Colon cancer screening is generally recommended through age 75, with individualized decisions afterward, and often discontinued after 85 or in those with limited life expectancy. Mammography is typically recommended through age 74, with no clear evidence supporting routine use beyond that point.
Yet in practice, many older adults continue to receive routine colonoscopies and mammograms well past these thresholds. This happens because screening is deeply embedded in routine care, reinforced by patient expectations, fragmented medical systems, and clinician caution about missing a diagnosis.
The concern is not that screening is inherently harmful—it is that it is often applied without adjusting for age, frailty, and overall health. As a result, some older adults undergo procedures that carry real risk without a meaningful chance of extending life or improving its quality.

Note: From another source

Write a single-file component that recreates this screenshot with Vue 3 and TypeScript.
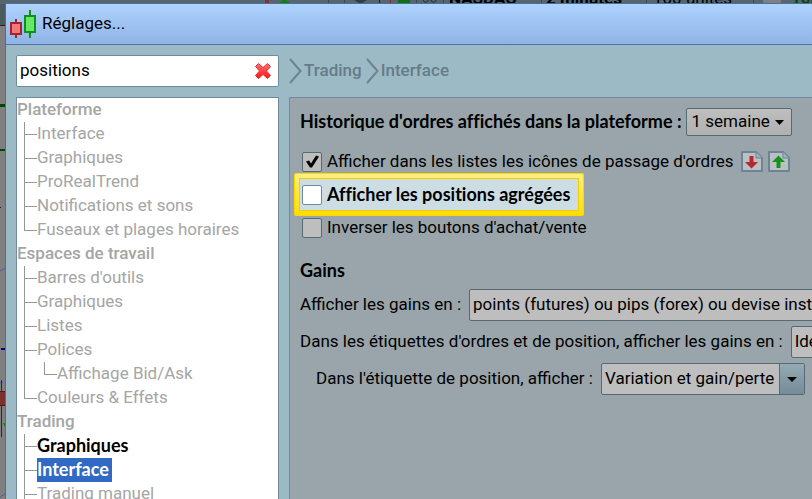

A more appropriate approach is individualized decision-making: not whether screening is “good” or “bad,” but whether it still aligns with a person’s health status and goals. For some older adults, continued screening is appropriate. For others, stepping back may represent better, more proportionate care.
The central question becomes simple: Does this test meaningfully improve this person’s life expectancy or quality of life?
In many cases, the answer is no.
Blog Editor's Note: The blog editor's grandpa had a screening in his early 70s that caught cancer. Because of the screening, his life was extended. Cases like his show the importance of not having a one-size-fits-all approach, because in his case, what the screening caught ended up extending his life significantly.